# Exercise goal:
Set down the material exactly as given, please, from its first line through the line that includes "</sa-toolbar>".

# Dataset extract:
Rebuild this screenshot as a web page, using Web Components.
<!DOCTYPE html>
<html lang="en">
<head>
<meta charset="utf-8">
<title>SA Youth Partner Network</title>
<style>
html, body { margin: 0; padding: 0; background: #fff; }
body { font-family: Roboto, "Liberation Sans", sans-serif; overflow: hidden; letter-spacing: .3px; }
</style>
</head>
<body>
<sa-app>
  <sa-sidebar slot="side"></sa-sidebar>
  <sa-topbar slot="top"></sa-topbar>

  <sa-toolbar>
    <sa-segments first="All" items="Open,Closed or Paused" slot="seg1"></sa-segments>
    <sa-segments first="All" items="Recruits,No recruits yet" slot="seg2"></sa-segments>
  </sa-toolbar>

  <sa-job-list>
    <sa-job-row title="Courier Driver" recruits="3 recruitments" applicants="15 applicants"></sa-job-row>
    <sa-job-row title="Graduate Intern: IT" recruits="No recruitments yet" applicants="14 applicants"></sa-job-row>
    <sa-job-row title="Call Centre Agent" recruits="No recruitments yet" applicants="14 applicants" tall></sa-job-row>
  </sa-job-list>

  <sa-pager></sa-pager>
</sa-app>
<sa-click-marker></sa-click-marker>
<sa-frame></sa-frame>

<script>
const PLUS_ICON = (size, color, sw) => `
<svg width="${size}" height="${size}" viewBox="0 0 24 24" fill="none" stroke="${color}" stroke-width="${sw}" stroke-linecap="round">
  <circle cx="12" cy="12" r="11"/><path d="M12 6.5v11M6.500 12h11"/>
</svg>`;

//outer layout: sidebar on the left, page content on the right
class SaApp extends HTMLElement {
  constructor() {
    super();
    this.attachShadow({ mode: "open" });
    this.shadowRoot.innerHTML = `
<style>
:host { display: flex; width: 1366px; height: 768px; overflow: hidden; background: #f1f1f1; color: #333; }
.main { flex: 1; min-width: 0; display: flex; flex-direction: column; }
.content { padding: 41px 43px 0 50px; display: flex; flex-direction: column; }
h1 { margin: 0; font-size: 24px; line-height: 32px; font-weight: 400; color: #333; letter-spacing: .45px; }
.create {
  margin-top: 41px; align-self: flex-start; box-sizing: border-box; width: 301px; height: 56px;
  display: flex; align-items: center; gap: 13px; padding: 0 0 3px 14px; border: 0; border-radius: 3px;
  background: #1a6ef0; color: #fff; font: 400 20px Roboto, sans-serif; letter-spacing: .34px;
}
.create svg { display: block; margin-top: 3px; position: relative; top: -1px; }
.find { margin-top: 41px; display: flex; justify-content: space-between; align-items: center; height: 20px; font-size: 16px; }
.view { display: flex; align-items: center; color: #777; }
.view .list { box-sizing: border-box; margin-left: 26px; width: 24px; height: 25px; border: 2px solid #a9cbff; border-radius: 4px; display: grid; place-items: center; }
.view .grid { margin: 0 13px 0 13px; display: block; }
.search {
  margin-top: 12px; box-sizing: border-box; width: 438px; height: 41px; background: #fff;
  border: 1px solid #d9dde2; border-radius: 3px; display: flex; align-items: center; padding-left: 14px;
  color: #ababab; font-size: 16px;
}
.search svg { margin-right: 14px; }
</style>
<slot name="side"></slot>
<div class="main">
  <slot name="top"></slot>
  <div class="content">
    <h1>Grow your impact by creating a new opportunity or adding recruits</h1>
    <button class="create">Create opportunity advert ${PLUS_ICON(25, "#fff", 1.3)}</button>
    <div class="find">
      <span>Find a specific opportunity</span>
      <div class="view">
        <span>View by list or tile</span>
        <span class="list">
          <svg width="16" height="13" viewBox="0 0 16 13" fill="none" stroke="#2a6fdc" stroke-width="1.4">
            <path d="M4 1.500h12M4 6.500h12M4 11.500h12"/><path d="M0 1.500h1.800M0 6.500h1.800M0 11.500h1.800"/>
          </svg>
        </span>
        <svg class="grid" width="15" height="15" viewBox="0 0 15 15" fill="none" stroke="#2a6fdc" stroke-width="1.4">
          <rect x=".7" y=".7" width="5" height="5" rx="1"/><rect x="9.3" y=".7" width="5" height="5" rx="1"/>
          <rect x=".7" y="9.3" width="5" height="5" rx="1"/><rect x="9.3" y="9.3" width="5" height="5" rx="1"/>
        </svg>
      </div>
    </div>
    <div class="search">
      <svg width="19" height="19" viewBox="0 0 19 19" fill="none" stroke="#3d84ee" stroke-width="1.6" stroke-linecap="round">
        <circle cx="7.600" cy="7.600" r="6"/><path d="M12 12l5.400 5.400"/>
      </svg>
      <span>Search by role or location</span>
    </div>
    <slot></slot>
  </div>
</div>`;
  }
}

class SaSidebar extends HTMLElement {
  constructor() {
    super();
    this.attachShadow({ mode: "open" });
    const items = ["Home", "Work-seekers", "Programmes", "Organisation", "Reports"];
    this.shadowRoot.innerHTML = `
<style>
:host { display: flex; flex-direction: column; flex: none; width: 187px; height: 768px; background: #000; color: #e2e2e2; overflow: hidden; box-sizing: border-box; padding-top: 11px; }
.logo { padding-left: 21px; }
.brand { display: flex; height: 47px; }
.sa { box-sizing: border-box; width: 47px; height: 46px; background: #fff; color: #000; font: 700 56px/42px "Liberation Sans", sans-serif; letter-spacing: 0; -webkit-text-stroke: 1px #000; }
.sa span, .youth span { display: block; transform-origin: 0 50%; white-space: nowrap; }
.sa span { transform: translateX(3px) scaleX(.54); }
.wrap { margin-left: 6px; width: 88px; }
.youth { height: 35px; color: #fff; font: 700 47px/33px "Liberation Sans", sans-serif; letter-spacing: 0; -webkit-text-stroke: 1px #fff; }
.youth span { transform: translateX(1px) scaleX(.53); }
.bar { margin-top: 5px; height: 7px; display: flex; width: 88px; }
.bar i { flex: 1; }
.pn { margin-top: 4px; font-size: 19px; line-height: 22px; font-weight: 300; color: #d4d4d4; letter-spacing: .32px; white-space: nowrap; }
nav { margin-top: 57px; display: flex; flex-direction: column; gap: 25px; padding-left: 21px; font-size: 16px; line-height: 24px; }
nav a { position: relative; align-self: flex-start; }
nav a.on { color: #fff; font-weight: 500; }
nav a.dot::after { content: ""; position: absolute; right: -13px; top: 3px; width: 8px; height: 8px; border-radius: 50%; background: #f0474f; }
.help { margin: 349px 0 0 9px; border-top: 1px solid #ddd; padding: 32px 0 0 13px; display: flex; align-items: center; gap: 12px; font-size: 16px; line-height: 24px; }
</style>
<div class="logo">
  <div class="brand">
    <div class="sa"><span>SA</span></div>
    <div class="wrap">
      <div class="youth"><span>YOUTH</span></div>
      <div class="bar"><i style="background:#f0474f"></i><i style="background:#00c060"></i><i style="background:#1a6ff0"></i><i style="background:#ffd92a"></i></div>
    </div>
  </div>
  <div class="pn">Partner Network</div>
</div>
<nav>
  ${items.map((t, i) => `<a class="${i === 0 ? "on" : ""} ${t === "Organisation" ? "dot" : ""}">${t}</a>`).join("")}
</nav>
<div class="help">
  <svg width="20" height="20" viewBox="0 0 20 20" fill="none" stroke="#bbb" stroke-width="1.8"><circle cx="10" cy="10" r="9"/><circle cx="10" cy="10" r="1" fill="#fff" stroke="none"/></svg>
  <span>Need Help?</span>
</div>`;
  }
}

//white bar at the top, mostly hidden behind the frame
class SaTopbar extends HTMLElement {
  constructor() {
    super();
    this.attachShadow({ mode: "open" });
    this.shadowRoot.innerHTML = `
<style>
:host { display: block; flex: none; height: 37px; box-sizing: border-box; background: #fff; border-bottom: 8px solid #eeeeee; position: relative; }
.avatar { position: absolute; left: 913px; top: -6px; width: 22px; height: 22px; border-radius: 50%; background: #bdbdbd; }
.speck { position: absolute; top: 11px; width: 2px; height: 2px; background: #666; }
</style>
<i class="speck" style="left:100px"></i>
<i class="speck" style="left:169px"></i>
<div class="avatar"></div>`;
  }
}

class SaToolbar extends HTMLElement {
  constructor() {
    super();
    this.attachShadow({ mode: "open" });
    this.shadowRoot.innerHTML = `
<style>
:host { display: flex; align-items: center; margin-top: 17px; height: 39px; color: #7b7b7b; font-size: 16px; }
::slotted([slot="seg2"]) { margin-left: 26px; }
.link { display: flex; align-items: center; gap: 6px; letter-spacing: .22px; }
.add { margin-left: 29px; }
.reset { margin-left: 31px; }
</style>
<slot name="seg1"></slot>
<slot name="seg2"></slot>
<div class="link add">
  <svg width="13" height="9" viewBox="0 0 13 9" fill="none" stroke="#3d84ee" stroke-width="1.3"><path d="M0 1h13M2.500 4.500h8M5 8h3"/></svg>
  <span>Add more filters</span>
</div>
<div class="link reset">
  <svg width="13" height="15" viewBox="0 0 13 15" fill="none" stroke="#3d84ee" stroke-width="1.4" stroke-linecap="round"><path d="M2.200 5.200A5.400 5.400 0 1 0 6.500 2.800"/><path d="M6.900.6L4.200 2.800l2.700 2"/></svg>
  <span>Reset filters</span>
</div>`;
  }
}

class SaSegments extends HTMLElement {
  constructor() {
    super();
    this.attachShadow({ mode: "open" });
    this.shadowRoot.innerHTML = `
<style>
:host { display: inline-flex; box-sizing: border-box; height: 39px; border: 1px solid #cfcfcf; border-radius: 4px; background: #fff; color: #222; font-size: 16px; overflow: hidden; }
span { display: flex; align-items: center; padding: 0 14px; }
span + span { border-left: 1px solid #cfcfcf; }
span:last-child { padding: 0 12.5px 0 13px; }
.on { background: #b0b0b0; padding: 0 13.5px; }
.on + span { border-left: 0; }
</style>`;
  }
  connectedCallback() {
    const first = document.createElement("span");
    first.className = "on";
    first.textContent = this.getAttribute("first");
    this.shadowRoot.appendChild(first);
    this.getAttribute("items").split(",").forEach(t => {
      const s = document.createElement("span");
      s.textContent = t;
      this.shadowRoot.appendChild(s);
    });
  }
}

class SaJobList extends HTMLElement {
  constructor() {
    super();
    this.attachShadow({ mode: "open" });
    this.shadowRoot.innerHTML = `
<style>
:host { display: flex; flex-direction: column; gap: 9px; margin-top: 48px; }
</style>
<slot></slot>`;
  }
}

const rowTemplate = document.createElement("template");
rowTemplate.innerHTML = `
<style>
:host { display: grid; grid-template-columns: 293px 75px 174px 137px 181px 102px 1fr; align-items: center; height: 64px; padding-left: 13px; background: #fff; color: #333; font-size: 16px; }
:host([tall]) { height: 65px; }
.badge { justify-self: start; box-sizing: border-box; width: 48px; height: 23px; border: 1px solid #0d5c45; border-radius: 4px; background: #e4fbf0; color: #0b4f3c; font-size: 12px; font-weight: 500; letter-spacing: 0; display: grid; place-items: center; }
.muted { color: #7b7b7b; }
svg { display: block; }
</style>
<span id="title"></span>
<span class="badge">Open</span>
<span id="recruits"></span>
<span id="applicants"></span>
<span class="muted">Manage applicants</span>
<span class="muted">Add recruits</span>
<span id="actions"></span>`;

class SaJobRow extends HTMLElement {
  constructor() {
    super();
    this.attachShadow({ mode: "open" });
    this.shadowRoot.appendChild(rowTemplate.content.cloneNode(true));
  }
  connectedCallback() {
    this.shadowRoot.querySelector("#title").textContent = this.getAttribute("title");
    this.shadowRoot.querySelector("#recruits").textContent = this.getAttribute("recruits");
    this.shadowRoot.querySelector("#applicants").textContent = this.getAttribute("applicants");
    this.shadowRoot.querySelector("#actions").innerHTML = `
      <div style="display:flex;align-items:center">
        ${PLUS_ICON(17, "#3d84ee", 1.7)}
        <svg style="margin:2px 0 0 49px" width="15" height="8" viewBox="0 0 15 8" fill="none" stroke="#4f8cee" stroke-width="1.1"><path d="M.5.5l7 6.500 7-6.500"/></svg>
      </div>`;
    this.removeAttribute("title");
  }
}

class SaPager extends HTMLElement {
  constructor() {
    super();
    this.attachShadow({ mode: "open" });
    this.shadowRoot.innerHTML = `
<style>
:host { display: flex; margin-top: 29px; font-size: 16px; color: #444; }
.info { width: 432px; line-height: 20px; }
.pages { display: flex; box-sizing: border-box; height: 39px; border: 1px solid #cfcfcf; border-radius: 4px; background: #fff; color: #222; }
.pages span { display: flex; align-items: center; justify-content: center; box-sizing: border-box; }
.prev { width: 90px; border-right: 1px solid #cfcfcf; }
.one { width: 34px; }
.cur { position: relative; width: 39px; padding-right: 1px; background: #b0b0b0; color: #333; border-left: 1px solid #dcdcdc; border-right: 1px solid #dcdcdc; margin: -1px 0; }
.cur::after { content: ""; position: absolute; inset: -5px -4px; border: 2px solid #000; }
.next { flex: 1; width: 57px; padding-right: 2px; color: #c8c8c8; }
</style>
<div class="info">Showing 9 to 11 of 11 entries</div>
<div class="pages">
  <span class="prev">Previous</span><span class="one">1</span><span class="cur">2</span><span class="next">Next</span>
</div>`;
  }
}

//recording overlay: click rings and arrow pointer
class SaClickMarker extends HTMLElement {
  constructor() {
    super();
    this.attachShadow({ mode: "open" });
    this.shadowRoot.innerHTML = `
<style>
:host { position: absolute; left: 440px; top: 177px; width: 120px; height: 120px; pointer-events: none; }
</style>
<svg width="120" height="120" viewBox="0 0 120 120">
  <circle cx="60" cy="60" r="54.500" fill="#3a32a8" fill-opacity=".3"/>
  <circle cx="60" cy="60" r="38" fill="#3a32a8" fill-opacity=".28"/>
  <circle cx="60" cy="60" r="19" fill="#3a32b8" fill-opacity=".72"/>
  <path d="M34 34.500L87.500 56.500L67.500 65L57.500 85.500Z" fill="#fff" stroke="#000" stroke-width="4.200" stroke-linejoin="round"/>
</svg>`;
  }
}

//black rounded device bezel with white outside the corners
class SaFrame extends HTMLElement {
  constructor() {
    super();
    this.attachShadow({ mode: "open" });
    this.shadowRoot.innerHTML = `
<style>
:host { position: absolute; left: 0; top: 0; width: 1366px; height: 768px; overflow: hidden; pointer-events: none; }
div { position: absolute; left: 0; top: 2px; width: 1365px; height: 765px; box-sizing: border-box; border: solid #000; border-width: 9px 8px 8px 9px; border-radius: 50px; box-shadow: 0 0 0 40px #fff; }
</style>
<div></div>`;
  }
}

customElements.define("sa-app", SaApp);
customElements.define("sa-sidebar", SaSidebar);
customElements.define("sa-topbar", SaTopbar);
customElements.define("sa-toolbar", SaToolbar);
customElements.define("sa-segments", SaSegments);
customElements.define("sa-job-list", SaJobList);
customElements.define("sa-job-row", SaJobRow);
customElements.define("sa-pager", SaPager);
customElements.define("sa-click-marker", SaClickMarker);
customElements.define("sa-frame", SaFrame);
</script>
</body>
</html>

# Response below:
Rebuild this screenshot as a web page, using Web Components.
<!DOCTYPE html>
<html lang="en">
<head>
<meta charset="utf-8">
<title>SA Youth Partner Network</title>
<style>
html, body { margin: 0; padding: 0; background: #fff; }
body { font-family: Roboto, "Liberation Sans", sans-serif; overflow: hidden; letter-spacing: .3px; }
</style>
</head>
<body>
<sa-app>
  <sa-sidebar slot="side"></sa-sidebar>
  <sa-topbar slot="top"></sa-topbar>

  <sa-toolbar>
    <sa-segments first="All" items="Open,Closed or Paused" slot="seg1"></sa-segments>
    <sa-segments first="All" items="Recruits,No recruits yet" slot="seg2"></sa-segments>
  </sa-toolbar>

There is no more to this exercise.